It really depends. there are a lot of things that affct a magnets retention of magnatism. Obviously the magnetic material is one, then theres temperature, temperture variation, imapact and shock (if the pickups been taken out or dismantled), presence of other magnetic feilds (they're all over the place and over long periods of time, they dont need to be as strong)
All told the degredation of a magnet over time is quite unpredictable unless you have data on how that magnet degrades over long periods (years/decades) with all possible variables controlled (never been done) and even then it would be vary hard to determine, simply because you dont know where its been or how its been handled in its few decades of life.
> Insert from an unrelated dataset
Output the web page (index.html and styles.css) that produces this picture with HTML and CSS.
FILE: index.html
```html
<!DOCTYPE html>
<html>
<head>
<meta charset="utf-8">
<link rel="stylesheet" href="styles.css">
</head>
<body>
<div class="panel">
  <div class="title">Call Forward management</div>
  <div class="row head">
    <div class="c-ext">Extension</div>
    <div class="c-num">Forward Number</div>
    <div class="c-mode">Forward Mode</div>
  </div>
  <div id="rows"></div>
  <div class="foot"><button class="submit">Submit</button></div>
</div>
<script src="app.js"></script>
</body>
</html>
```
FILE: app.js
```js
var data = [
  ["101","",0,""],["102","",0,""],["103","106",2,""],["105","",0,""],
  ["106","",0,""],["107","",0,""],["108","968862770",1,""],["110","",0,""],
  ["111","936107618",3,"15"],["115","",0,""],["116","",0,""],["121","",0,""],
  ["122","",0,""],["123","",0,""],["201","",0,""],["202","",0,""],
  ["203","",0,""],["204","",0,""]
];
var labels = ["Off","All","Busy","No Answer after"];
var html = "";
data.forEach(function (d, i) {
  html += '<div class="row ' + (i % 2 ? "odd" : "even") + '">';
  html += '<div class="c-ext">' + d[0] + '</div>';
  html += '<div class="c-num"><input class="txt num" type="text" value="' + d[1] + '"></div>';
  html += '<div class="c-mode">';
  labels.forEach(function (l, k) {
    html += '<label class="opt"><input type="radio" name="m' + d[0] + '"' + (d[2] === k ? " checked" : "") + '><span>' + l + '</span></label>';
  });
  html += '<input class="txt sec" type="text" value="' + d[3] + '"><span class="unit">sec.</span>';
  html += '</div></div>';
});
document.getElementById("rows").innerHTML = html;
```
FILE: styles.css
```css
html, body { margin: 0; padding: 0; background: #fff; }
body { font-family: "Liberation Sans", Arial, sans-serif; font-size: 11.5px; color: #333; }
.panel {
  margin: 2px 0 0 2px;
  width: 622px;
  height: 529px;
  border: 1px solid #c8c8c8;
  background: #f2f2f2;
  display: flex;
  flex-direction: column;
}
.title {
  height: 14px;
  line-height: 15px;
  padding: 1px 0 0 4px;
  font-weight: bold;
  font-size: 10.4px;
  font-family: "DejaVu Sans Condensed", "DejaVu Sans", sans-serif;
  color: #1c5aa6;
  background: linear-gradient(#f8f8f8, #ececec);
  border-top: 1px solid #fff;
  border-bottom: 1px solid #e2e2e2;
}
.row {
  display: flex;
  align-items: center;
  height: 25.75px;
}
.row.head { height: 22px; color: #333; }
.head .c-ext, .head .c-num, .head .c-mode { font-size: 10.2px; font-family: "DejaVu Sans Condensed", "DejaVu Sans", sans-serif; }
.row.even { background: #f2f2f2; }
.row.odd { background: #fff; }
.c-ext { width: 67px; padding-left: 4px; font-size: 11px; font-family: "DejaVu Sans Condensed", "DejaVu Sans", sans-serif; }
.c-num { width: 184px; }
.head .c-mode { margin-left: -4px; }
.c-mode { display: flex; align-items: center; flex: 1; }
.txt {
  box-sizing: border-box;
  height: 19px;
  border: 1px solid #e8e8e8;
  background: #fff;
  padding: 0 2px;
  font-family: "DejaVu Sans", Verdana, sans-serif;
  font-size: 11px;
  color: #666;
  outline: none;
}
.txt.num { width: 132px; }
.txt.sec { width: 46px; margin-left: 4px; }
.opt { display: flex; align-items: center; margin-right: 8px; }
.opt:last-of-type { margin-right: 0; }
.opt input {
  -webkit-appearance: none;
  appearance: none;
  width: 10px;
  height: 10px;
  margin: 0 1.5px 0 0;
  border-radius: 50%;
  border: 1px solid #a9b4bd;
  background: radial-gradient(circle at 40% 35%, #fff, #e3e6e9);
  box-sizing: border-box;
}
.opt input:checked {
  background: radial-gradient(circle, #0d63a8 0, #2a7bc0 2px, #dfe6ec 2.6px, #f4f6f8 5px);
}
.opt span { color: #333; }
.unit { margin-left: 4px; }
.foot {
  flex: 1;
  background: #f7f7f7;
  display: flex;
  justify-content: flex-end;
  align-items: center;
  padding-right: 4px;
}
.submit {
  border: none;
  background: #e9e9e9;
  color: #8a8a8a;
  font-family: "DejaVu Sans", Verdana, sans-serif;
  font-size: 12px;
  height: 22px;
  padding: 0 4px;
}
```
Speaking as a physicist here, there is no way you can quantify the degredation of a magnet over long time scales if its never been baselined in a controlled test, and theres no way you can ever give a set answer to this question for any given magnet and say "thats it, all the time" because you dont know how the other factors have affected it.
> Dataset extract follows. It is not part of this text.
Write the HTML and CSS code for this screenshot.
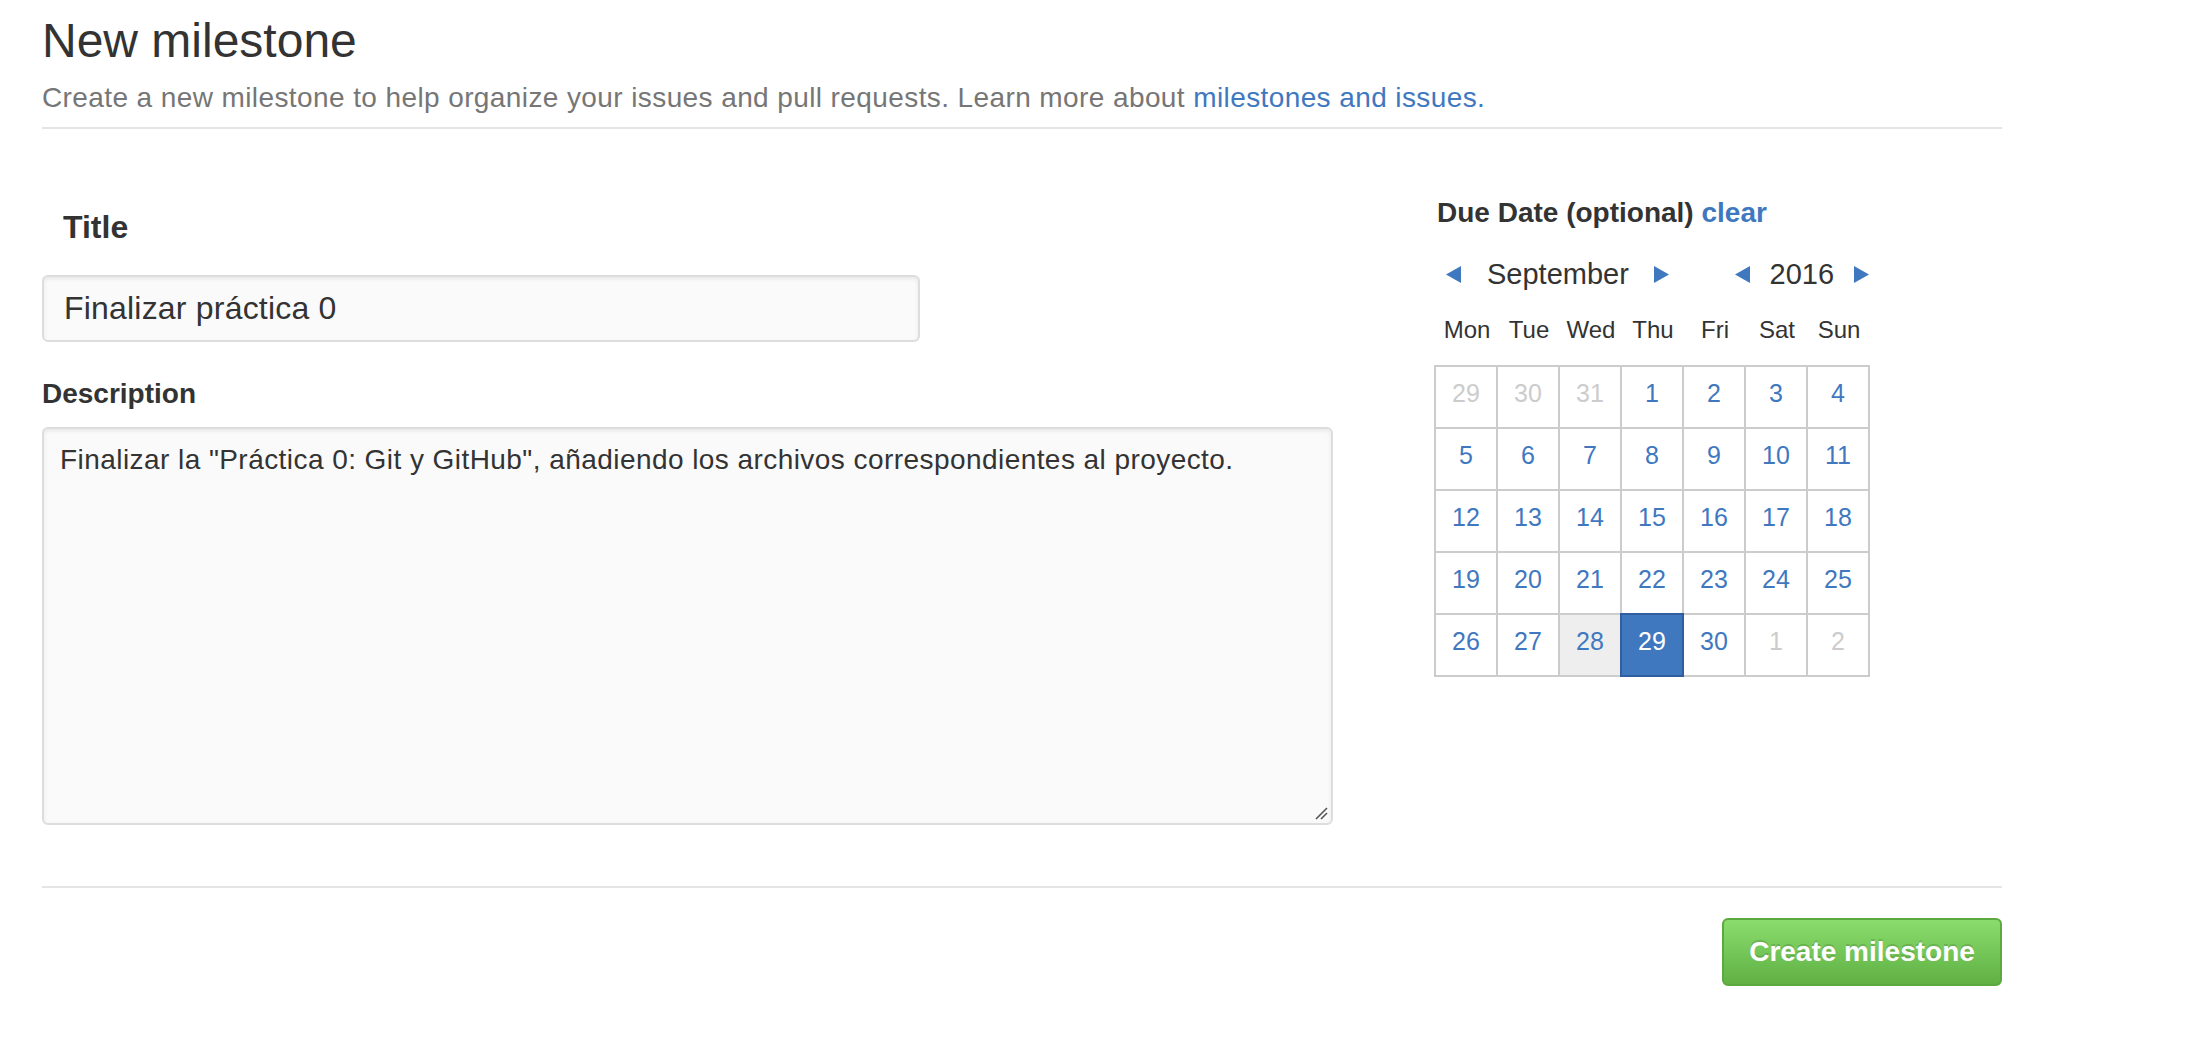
FILE: index.html
```html
<!DOCTYPE html>
<html lang="en">
<head>
<meta charset="utf-8">
<title>New milestone</title>
<link rel="stylesheet" href="styles.css">
</head>
<body>
<div class="container">
  <div class="subhead">
    <h1 class="subhead-heading">New milestone</h1>
    <p class="subhead-desc">Create a new milestone to help organize your issues and pull requests. Learn more about <a href="#" class="link">milestones and issues.</a></p>
  </div>

  <div class="form-main">
    <div class="col-left">
      <div class="title-label">Title</div>
      <div class="field field-title">Finalizar práctica 0</div>
      <div class="desc-label">Description</div>
      <div class="field field-desc">Finalizar la "Práctica 0: Git y GitHub", añadiendo los archivos correspondientes al proyecto.<svg class="grip" width="14" height="14" viewBox="0 0 14 14"><line x1="2" y1="13" x2="13" y2="2" stroke="#555" stroke-width="1.6"/><line x1="7" y1="13" x2="13" y2="7" stroke="#555" stroke-width="1.6"/></svg></div>
    </div>

    <div class="col-right">
      <div class="due-label">Due Date (optional) <a href="#" class="link">clear</a></div>
      <div class="cal-nav">
        <svg class="arrow arrow-first" width="17" height="17" viewBox="0 0 17 17"><polygon points="16,0 16,17 1,8.5" fill="#4078c0"/></svg>
        <span class="nav-month">September</span>
        <svg class="arrow" width="16" height="17" viewBox="0 0 16 17"><polygon points="0,0 0,17 15,8.5" fill="#4078c0"/></svg>
        <span class="nav-spacer"></span>
        <svg class="arrow" width="16" height="17" viewBox="0 0 16 17"><polygon points="16,0 16,17 1,8.5" fill="#4078c0"/></svg>
        <span class="nav-year">2016</span>
        <svg class="arrow" width="16" height="17" viewBox="0 0 16 17"><polygon points="0,0 0,17 15,8.5" fill="#4078c0"/></svg>
      </div>
      <div class="cal-days">
        <span>Mon</span><span>Tue</span><span>Wed</span><span>Thu</span><span>Fri</span><span>Sat</span><span>Sun</span>
      </div>
      <div class="cal-grid">
        <span class="day muted">29</span><span class="day muted">30</span><span class="day muted">31</span><span class="day">1</span><span class="day">2</span><span class="day">3</span><span class="day">4</span>
        <span class="day">5</span><span class="day">6</span><span class="day">7</span><span class="day">8</span><span class="day">9</span><span class="day">10</span><span class="day">11</span>
        <span class="day">12</span><span class="day">13</span><span class="day">14</span><span class="day">15</span><span class="day">16</span><span class="day">17</span><span class="day">18</span>
        <span class="day">19</span><span class="day">20</span><span class="day">21</span><span class="day">22</span><span class="day">23</span><span class="day">24</span><span class="day">25</span>
        <span class="day">26</span><span class="day">27</span><span class="day today">28</span><span class="day selected">29</span><span class="day">30</span><span class="day muted">1</span><span class="day muted">2</span>
      </div>
    </div>
  </div>

  <div class="form-actions">
    <button class="btn-primary" type="button">Create milestone</button>
  </div>
</div>
</body>
</html>
```

FILE: styles.css
```css
html, body {
  margin: 0;
  padding: 0;
  background: #fff;
}

body {
  font-family: "Liberation Sans", Arial, sans-serif;
  color: #333;
}

.container {
  width: 1960px;
  margin-left: 42px;
}

.link {
  color: #4078c0;
  text-decoration: none;
}

/* Subhead */
.subhead {
  padding-top: 13px;
  padding-bottom: 9px;
  border-bottom: 2px solid #e5e5e5;
}

.subhead-heading {
  margin: 0;
  font-size: 48px;
  line-height: 56px;
  font-weight: normal;
  color: #333;
}

.subhead-desc {
  margin: 9px 0 0;
  font-size: 28px;
  line-height: 40px;
  letter-spacing: 0.4px;
  color: #767676;
}

/* Main form */
.form-main {
  display: flex;
}

.col-left {
  width: 1291px;
  padding-top: 78px;
}

.col-right {
  width: 436px;
  margin-left: 101px;
  padding-top: 64px;
}

.title-label {
  padding-left: 21px;
  font-size: 32px;
  line-height: 40px;
  font-weight: bold;
}

.field {
  box-sizing: border-box;
  background: #fafafa;
  border: 2px solid #ddd;
  border-radius: 6px;
  box-shadow: inset 0 2px 4px rgba(0, 0, 0, 0.075);
  color: #333;
}

.field-title {
  margin-top: 28px;
  width: 878px;
  height: 67px;
  padding: 0 20px;
  display: flex;
  align-items: center;
  font-size: 32px;
  letter-spacing: 0.2px;
}

.desc-label {
  margin-top: 32px;
  font-size: 28px;
  line-height: 40px;
  font-weight: bold;
}

.field-desc {
  position: relative;
  margin-top: 13px;
  width: 1291px;
  height: 398px;
  padding: 11px 16px;
  font-size: 28px;
  line-height: 40px;
  letter-spacing: 0.44px;
}

.grip {
  position: absolute;
  right: 3px;
  bottom: 3px;
}

/* Calendar */
.due-label {
  padding-left: 3px;
  font-size: 28px;
  line-height: 40px;
  font-weight: bold;
}

.cal-nav {
  margin-top: 21px;
  height: 40px;
  display: flex;
  align-items: center;
  padding-left: 11px;
  font-size: 29px;
  color: #333;
}

.arrow {
  flex: none;
  display: block;
}

.nav-month {
  width: 195px;
  text-align: center;
}

.nav-spacer {
  width: 65px;
}

.nav-year {
  width: 106px;
  text-align: center;
}

.cal-days {
  margin-top: 19px;
  display: grid;
  grid-template-columns: repeat(7, 62px);
  padding-left: 2px;
  font-size: 24px;
  line-height: 34px;
  text-align: center;
  color: #333;
}

.cal-grid {
  margin-top: 18px;
  display: grid;
  grid-template-columns: repeat(7, 62px);
  width: 434px;
  border-left: 2px solid #ccc;
  border-top: 2px solid #ccc;
}

.day {
  box-sizing: border-box;
  height: 62px;
  border-right: 2px solid #ccc;
  border-bottom: 2px solid #ccc;
  font-size: 25px;
  line-height: 52px;
  text-align: center;
  color: #4078c0;
}

.day.muted {
  color: #ccc;
}

.day.today {
  background: #eee;
}

.day.selected {
  position: relative;
  z-index: 1;
  background: #4078c0;
  color: #fff;
  border-right-color: #2f5f9e;
  border-bottom-color: #2f5f9e;
  box-shadow: -2px -2px 0 0 #2f5f9e, 0 -2px 0 0 #2f5f9e, -2px 0 0 0 #2f5f9e;
}

/* Actions */
.form-actions {
  margin-top: 61px;
  padding-top: 30px;
  border-top: 2px solid #e5e5e5;
  display: flex;
  justify-content: flex-end;
}

.btn-primary {
  box-sizing: border-box;
  width: 280px;
  height: 68px;
  padding: 0;
  border: 2px solid #5ca941;
  border-radius: 6px;
  background-image: linear-gradient(#8add6d, #60b044);
  color: #fff;
  font-family: "Liberation Sans", Arial, sans-serif;
  font-size: 28px;
  font-weight: bold;
  text-shadow: 0 -2px 0 rgba(0, 0, 0, 0.15);
  cursor: pointer;
}
```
All you can do is measure the magnet now. If youre lucky maybe you can compare it to one from then (near meaningless result but it would probably convice some) or a large sample from then, but that would be a statistical assesment because you arent measuring the same magnet, so it still doesnt tell you anything if you dont know what that magnets been up to in that time.
Edit: and the data for 100 year lifetimes is also very iffy since it'll be based on extrapolations from very much shorter periods of time. The errors in such large extrapolations are significant, and there is the possibility that the real behaviour undergoes unpredicted changes in trend.